C’est justement cette immixtion de la politique dans l’intime que le roman permet, mieux que le journalisme, de saisir. Si elle ne fait pas l’économie des flash-backs historiques sur le mouvement de la place Tahrir, du 25 janvier au 11 février 2011, suivi de l’arrivée au pouvoir de l’islamiste Mohamed Morsi en juin 2012 puis de son renversement par les militaires un an plus tard, Marion Guénard parvient aussi à peindre des personnages touchés au plus profond d’eux-mêmes – parfois sans même s’en rendre compte – par l’échec de la révolution et la violence de l’Etat ; des êtres niés, certains résignés sous le joug de la dictature, d’autres n’attendant qu’une étincelle pour se réveiller.

Comme Kaouthar, qui se décide un jour à vendre sa télévision pour « mettre fin à cette logorrhée incontrôlable du régime », écrit l’auteure : « Elle ne lui permettra plus d’entrer ni dans leur salon, ni dans leur tête. Ses images ne peupleront plus leurs rêves » – et là encore, on pense au « télécran » d’Orwell. Tel est le rouleau compresseur de la propagande d’Etat, qui substitue aux idéaux révolutionnaires les menaces terroristes ; aux aspirations à la liberté, les impératifs de sécurité.

Disparitions forcées

Mais cette « logique d’effacement » prend un autre aspect, à la fois invisible et terriblement concret, sur lequel le roman met le doigt : les disparitions forcées. « Les gens disparaissent en pleine rue, à la sortie de leur travail, derrière le portail des écoles, dans leur salon », explique l’un des personnages, Halim, révolutionnaire devenu défenseur des droits humains : « Ils laissent derrière eux un geste, une parole en suspens, une porte qui grince, une clope qui se consume sur le rebord d’un cendrier, un livre ouvert au milieu d’un chapitre, un mari, une femme, des amis, des enfants. »v

Et plus loin : « C’est ça, la logique d’effacement. Au début, c’était une immense vague, haute de plusieurs mètres, qui a détruit nos rêves et nos espoirs. Quand elle s’est retirée, on a cru que l’on pourrait reconstruire. Mais non : elle revient sous la forme d’un clapotis insidieux cette fois. Elle érode en silence ce qui nous appartient, nous sépare de ceux que nous aimons. Elle nous prend tout sans qu’on s’en aperçoive. Que reste-t-il de nous ? Les traces ont été effacées des espaces publics, les figures des martyrs de la révolution recouvertes par la gueule du Maréchal. La mémoire collective est tous les jours remaniée en profondeur. »

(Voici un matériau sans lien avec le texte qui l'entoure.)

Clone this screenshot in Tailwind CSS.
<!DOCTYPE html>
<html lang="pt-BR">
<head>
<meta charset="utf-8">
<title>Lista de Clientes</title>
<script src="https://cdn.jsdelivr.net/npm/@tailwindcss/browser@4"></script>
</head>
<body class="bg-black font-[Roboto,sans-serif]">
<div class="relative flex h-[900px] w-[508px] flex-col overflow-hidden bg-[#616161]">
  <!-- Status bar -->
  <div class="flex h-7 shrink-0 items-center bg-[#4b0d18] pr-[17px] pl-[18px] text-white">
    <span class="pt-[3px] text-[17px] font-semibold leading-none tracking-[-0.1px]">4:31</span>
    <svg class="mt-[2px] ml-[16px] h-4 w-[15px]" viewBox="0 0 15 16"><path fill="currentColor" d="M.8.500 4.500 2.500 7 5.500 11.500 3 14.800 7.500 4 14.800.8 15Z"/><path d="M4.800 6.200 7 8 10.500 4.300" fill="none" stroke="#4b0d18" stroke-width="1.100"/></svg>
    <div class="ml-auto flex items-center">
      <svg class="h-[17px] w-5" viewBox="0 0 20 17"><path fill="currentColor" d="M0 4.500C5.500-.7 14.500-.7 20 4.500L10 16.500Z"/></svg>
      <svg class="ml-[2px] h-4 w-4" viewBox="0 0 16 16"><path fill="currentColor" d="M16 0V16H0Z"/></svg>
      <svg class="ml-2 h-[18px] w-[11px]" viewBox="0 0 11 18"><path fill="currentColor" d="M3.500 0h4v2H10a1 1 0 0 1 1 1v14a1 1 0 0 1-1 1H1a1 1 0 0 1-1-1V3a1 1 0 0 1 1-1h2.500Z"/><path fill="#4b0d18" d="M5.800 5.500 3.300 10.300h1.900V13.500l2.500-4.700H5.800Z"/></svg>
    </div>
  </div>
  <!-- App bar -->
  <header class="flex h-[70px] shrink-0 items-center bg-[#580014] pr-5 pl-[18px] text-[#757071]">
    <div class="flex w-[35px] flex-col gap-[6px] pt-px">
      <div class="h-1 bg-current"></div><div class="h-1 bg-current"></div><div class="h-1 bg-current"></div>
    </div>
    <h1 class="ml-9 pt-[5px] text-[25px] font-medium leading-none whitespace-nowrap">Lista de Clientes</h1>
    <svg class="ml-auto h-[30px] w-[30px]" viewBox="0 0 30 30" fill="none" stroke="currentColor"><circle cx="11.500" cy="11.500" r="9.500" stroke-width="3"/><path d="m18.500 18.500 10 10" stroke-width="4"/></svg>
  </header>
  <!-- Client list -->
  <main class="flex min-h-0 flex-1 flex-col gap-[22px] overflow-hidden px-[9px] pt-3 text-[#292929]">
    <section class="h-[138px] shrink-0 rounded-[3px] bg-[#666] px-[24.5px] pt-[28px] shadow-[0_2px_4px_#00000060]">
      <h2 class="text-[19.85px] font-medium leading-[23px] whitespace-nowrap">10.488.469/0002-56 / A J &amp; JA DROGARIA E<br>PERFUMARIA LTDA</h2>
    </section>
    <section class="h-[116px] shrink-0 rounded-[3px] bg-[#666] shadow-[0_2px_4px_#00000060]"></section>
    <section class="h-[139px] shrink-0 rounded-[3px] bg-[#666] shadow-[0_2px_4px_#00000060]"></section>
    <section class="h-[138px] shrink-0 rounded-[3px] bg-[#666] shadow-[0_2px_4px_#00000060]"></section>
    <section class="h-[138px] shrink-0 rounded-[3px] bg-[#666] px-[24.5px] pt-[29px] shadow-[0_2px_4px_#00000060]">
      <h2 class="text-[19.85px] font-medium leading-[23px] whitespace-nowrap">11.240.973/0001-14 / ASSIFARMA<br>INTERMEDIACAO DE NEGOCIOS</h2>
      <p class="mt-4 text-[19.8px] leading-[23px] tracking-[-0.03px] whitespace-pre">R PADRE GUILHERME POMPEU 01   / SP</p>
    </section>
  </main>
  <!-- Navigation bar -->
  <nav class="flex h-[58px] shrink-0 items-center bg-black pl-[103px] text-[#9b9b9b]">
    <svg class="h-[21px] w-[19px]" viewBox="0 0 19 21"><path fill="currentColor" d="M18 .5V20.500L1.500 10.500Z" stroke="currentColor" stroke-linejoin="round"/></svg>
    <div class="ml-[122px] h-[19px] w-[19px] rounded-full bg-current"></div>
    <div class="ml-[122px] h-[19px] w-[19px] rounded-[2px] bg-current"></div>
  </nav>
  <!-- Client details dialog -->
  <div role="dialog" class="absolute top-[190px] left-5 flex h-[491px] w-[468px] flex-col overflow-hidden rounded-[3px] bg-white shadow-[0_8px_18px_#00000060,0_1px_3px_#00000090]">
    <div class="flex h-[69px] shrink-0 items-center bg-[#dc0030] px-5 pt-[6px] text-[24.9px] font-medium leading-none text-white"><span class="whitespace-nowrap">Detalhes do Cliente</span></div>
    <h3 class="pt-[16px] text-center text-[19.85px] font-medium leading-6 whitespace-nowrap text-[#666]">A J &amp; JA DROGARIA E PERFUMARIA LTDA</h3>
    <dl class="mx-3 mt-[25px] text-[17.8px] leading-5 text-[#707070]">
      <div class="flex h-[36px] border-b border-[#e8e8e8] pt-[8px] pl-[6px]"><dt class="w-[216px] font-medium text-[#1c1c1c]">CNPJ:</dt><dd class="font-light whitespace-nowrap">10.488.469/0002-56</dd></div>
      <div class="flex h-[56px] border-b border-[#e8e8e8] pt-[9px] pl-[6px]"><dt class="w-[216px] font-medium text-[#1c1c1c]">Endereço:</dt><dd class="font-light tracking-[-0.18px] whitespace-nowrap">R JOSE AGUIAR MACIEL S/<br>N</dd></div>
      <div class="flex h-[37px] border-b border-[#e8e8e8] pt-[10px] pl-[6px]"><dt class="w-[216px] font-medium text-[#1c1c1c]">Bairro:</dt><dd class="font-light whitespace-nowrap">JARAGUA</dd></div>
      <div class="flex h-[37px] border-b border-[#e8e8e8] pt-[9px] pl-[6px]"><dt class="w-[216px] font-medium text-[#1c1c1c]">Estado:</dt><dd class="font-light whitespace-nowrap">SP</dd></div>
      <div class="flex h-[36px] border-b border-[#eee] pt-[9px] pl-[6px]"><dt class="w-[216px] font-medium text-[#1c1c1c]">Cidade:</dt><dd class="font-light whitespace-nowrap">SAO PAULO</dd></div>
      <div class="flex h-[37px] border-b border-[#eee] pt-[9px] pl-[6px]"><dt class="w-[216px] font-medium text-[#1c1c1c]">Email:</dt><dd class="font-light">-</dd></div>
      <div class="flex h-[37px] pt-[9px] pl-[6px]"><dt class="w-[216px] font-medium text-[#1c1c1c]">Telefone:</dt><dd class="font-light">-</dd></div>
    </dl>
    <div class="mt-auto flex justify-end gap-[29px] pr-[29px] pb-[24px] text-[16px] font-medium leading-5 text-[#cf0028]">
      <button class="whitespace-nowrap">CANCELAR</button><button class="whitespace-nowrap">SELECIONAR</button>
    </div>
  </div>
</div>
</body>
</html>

C’est cette mémoire que Marion Guénard tente de restituer, tout en rendant hommage aux disparus – l’étudiant italien Giulio Regeni, le réalisateur et photographe Shady Habash, la militante LGBT Sara Hegazy… – comme à ceux, bien vivants, qui continuent, à travers l’art et le militantisme, de souffler un vent de printemps sous la chape de plomb du régime égyptien.

Au printemps on coupe les ailes des oiseaux, de Marion Guénard, éd. de l’Aube, 280 pages, 20 euros.